GOD’S TIMING – Christian Reformation Series 01: Part 04

One of the remarkable things throughout history, is the timing of who lives at the same time. It seems as if when God chooses to change the course of human history, His most effective means to accomplish that is to send into the world the right people at the right time to facilitate a revolutionary change in the course of human history. We see that at the time of the American Revolution when there was a gathering of intellectual and moral giants in one generation living in the American colonies: George Washington, John Adams, Thomas Jefferson, James Madison, Alexander Hamilton, James Monroe, and many others were contemporaries in the British colonies of America. These men agreed it was necessary to both rebel against a distant and unsympathetic monarch and also to replace an unresponsive government with a form of government that guaranteed individual freedom. Every one of them were needed for the revolution to succeed.
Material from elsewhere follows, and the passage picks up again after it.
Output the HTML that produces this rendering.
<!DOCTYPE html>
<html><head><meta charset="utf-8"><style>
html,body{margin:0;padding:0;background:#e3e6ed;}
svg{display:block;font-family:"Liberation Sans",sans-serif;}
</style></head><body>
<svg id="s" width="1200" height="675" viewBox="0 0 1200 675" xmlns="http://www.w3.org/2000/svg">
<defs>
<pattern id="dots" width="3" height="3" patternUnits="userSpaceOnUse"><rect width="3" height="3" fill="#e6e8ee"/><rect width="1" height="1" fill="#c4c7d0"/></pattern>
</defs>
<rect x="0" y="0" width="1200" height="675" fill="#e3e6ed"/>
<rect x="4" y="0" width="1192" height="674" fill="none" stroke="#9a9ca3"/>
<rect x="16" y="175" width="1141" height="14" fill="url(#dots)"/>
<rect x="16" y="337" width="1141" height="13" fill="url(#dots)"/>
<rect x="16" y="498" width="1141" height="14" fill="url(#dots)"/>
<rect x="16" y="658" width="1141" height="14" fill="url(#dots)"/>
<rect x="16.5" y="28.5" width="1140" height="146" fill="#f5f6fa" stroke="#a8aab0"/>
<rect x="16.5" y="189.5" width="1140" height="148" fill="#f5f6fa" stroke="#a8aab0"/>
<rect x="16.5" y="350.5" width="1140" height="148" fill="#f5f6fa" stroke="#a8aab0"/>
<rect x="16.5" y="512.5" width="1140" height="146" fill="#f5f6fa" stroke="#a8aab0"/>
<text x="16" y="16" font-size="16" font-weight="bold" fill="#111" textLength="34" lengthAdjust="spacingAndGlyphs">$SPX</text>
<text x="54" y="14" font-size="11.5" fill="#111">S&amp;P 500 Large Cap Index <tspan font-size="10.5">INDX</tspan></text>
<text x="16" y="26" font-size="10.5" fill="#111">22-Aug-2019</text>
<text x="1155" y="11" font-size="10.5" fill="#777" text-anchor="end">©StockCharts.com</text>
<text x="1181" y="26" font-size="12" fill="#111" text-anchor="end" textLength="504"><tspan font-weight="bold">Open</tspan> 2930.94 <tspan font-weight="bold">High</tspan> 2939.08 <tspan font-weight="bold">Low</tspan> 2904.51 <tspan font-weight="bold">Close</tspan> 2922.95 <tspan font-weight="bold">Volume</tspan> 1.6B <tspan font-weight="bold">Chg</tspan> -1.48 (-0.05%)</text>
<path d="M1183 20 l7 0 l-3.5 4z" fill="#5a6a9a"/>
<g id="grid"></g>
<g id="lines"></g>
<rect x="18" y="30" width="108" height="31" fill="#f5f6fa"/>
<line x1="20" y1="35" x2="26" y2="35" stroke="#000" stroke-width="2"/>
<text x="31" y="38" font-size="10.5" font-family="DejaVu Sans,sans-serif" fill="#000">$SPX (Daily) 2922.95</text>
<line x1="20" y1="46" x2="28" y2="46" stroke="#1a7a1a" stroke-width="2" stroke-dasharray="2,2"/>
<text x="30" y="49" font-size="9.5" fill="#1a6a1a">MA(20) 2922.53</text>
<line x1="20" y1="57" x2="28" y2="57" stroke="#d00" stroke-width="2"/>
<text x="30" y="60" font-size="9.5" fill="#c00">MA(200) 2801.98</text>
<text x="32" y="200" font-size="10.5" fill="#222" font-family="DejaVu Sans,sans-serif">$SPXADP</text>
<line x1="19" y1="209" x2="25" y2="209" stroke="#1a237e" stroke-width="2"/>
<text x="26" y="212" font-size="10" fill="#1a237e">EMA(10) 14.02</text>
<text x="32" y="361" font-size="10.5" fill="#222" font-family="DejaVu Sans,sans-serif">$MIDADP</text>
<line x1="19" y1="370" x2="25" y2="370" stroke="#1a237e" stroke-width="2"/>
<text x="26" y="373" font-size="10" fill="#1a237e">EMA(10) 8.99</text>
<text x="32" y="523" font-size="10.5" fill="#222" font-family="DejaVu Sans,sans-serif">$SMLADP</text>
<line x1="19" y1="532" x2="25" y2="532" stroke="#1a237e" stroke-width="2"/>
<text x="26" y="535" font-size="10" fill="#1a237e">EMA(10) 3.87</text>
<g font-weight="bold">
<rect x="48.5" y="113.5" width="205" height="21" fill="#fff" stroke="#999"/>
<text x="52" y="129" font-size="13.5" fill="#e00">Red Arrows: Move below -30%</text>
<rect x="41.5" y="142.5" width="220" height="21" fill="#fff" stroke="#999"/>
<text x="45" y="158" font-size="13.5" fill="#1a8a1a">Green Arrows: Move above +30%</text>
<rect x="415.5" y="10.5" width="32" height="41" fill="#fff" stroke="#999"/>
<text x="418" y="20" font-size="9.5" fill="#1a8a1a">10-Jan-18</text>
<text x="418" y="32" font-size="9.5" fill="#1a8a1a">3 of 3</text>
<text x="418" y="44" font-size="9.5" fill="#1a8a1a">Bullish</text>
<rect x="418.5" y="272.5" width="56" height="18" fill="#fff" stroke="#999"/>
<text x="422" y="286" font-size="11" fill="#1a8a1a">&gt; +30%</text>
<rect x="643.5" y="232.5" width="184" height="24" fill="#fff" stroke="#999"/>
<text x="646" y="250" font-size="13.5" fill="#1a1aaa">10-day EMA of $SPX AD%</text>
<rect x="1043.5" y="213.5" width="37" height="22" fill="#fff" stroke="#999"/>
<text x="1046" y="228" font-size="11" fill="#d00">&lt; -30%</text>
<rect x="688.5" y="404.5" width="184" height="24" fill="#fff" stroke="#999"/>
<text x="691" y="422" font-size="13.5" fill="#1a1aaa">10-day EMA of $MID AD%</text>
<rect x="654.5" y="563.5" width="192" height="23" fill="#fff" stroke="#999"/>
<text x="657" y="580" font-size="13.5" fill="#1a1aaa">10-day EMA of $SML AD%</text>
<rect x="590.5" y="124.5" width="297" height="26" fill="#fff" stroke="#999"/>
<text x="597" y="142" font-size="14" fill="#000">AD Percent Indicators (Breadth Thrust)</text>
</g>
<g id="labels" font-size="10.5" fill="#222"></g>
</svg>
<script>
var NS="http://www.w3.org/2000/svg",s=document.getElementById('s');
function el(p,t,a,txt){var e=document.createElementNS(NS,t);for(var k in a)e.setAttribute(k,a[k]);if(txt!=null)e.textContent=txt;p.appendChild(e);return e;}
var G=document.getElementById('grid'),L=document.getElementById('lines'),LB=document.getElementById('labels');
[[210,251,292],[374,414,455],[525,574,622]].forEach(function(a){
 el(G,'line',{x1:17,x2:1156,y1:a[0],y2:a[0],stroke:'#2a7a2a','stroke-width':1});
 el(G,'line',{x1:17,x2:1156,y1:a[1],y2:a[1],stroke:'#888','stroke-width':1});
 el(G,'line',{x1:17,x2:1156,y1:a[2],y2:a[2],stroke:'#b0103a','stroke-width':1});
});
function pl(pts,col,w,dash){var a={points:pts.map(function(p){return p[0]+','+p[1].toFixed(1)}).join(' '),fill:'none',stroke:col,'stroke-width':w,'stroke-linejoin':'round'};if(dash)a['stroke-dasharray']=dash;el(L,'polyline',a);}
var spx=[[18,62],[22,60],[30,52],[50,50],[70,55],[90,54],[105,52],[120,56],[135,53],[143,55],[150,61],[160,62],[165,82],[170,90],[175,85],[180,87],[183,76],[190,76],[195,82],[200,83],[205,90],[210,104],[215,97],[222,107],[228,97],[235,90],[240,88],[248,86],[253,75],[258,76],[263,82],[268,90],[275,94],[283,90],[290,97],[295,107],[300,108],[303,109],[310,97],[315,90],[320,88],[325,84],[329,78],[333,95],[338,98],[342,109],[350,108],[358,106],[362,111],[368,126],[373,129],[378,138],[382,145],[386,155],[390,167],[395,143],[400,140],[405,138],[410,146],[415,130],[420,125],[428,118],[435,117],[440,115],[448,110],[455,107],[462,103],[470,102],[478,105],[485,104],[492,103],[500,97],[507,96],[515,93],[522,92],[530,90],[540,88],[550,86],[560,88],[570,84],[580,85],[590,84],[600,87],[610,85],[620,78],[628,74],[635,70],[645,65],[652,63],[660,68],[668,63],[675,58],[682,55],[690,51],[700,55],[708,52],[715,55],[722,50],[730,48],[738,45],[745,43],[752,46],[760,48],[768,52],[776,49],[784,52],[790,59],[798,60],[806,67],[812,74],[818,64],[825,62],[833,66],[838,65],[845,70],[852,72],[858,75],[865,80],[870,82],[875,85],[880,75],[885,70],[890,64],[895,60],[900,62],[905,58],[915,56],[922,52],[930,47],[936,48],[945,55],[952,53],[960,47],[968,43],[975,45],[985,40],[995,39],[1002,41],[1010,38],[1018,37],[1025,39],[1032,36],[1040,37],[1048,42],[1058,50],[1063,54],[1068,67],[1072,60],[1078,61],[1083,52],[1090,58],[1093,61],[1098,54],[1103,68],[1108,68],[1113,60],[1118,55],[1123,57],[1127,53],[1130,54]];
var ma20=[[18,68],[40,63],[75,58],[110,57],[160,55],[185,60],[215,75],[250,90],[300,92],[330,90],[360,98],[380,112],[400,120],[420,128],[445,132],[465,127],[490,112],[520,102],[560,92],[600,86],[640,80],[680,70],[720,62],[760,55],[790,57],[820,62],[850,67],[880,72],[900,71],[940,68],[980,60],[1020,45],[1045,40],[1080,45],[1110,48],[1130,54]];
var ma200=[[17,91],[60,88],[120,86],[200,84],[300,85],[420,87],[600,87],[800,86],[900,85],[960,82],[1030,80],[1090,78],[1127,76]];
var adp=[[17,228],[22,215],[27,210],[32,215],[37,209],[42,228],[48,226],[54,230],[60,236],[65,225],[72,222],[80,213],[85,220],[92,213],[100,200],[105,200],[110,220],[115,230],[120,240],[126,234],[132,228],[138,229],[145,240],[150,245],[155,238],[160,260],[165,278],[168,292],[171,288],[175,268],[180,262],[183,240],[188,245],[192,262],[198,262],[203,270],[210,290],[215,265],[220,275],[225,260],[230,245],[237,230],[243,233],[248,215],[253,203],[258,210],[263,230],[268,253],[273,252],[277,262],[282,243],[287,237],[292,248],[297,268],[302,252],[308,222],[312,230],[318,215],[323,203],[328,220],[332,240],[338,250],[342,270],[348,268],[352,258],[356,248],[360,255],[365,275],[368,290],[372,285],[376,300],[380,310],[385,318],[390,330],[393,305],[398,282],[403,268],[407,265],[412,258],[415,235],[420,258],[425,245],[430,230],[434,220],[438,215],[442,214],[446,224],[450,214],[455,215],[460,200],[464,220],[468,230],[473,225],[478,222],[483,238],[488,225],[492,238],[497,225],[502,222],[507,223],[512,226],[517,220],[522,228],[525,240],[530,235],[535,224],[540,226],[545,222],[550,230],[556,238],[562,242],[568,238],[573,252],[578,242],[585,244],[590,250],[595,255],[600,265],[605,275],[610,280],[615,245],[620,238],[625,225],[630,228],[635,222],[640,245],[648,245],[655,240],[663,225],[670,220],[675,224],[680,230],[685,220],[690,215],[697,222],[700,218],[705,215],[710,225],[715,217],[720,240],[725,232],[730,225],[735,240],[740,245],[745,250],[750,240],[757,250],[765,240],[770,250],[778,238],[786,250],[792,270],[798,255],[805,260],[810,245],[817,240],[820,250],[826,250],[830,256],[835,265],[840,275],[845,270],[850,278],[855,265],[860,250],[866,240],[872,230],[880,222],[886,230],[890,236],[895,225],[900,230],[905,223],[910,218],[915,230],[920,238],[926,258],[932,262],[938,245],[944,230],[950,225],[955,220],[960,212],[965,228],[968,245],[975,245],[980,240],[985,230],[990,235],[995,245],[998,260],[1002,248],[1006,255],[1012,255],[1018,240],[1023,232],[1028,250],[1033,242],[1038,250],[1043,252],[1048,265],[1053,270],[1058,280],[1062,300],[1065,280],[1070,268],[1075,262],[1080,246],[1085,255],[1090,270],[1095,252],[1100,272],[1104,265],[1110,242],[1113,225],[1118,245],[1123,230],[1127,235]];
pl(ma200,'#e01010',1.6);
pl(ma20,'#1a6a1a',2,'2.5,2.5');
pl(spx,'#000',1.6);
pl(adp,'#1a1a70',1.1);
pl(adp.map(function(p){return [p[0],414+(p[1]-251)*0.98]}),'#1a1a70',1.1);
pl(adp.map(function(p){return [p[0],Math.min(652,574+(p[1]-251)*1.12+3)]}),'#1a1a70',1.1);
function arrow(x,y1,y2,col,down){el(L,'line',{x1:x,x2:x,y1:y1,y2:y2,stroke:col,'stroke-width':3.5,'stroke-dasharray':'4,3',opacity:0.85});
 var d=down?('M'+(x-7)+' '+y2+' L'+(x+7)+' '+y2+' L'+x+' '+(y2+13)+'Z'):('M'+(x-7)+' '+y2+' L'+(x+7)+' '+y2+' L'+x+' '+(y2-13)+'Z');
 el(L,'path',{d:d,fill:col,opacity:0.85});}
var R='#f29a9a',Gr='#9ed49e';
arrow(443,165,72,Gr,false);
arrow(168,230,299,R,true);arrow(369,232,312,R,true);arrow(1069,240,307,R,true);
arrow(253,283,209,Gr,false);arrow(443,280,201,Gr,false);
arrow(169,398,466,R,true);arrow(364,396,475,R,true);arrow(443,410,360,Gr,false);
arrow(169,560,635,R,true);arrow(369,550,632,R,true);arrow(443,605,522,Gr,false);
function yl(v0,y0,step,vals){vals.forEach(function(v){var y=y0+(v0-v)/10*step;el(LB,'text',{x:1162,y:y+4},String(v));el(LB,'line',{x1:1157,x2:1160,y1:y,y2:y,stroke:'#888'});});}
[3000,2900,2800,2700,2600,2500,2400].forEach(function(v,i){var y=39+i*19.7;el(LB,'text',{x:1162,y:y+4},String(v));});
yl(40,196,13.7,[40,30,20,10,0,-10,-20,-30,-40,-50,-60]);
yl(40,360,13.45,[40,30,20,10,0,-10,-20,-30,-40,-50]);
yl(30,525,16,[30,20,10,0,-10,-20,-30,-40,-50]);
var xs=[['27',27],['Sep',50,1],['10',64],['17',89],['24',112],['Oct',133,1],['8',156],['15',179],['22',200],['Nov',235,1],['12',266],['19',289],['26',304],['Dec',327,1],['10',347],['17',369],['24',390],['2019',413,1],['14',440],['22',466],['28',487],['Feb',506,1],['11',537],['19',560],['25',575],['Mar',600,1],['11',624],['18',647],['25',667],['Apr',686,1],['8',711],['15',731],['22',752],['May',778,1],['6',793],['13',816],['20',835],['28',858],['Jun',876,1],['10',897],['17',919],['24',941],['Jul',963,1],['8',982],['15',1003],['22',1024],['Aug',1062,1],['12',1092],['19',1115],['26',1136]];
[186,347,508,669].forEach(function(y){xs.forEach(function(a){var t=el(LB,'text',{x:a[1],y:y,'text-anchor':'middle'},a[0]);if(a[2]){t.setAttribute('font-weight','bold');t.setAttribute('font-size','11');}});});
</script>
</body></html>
Likewise, at the time of Martin Luther, there were other courageous and moral men who likewise believed Catholicism was corrupt to its core. Contemporaneous, that is, living at the same time as Martin Luther, were also such Protestant figures as John Calvin and John Knox. Martin Luther lived from 1483 to 1546, at the same time John Calvin lived from 1509 to 1564. John Knox was born in 1513 and lived through 1572. All of these men, along with Bullinger, Zwingli, Simons, and many others, shared the same view and had very similar experiences. They all agreed that not only was Catholicism itself corrupted, but the local clergy with whom they had the most interaction proved to be not only corrupt but abusive. In the wisdom of God, the right personalities were present on the European stage at the same overlapping time. Luther, Calvin, and Knox met each other. These men not only lived at the same time, but their paths crossed, and they each had the same moral convictions. Each was morally courageous, and each had witnessed local corruption in widely separated parts of Catholic Europe. God supplied the needed opposition for these men in corrupt local clergy who had abused each of them.
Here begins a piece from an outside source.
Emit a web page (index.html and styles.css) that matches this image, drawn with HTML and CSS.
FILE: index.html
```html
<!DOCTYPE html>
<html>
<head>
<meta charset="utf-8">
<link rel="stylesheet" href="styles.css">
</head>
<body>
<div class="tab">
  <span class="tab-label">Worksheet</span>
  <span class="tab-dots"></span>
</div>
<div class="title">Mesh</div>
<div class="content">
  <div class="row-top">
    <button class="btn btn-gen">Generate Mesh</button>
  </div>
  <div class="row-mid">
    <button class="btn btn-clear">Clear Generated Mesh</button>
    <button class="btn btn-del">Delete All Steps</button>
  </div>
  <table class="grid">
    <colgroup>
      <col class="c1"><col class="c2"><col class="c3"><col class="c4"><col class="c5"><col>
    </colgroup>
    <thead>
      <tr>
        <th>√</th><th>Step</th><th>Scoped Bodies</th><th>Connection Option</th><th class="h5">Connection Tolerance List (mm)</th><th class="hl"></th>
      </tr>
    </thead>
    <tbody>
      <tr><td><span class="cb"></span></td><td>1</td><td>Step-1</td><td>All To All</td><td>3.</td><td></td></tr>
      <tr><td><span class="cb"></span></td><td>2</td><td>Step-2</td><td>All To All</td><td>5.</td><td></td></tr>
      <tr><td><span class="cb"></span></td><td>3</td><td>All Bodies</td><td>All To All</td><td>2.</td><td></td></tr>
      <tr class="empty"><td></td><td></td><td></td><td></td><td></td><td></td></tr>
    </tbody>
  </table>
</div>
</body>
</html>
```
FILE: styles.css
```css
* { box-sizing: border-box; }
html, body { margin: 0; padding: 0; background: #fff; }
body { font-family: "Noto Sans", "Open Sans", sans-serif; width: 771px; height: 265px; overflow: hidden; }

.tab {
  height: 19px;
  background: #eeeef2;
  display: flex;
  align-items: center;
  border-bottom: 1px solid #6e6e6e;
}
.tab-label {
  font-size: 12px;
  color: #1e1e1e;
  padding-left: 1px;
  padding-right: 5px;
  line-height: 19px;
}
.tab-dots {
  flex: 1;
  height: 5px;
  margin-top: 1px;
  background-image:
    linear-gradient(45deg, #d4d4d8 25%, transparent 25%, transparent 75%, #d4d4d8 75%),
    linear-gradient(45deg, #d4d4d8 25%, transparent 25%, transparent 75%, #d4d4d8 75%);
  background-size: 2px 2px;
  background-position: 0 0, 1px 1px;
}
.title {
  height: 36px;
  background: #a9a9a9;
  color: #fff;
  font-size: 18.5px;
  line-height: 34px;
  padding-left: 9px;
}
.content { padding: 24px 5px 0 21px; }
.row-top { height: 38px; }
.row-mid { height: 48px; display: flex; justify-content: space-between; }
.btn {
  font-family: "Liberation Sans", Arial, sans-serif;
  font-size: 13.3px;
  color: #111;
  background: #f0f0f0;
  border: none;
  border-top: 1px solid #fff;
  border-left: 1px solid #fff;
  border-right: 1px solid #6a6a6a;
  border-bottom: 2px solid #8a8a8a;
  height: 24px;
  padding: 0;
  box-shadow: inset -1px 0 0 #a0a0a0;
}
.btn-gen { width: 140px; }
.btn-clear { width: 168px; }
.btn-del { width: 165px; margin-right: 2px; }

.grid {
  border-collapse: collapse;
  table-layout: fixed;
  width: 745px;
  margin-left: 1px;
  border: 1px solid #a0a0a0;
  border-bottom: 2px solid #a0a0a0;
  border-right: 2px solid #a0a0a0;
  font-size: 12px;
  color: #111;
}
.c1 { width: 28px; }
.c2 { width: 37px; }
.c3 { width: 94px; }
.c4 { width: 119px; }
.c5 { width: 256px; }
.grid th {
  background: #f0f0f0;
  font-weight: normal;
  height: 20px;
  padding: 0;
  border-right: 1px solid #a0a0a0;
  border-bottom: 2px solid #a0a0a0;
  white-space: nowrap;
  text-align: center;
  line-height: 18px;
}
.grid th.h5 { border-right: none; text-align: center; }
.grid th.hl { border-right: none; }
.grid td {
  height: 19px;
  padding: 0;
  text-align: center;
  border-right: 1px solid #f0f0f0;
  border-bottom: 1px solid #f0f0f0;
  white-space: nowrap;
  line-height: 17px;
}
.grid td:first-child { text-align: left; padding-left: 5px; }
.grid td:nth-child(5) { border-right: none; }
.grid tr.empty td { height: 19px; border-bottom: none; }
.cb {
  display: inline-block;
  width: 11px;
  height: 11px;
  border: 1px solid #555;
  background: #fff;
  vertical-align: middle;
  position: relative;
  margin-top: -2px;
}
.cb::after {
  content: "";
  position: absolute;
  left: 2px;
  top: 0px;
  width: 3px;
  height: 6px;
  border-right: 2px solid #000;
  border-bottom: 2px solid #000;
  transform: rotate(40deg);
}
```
If you had to settle on a common theme that produced the Protestant Reformation, it is the pattern of religious abuse, religious intolerance, corruption, and wickedness on the one side confronted by men of extraordinary moral character whose desire was to understand God and obtain salvation, each of whom feared they would not obtain salvation through the existing abusive political and religious establishment. The Protestant leaders concluded Rome was misusing and corrupting the Christian tradition.

So, on the same European stage at the same moment, God provided these different moral giants confronted by moral corruption, all of whom longed to find a relationship with God that would be authentic, real, and personal. When you add it all up together, the Protestant Reformation is not just the product of Martin Luther, though he’s the one to whom we give the greatest initial credit. It was the timing and the confluence of so many things, people, and circumstances aligning at the right moment to produce the success of the Protestant Reformation.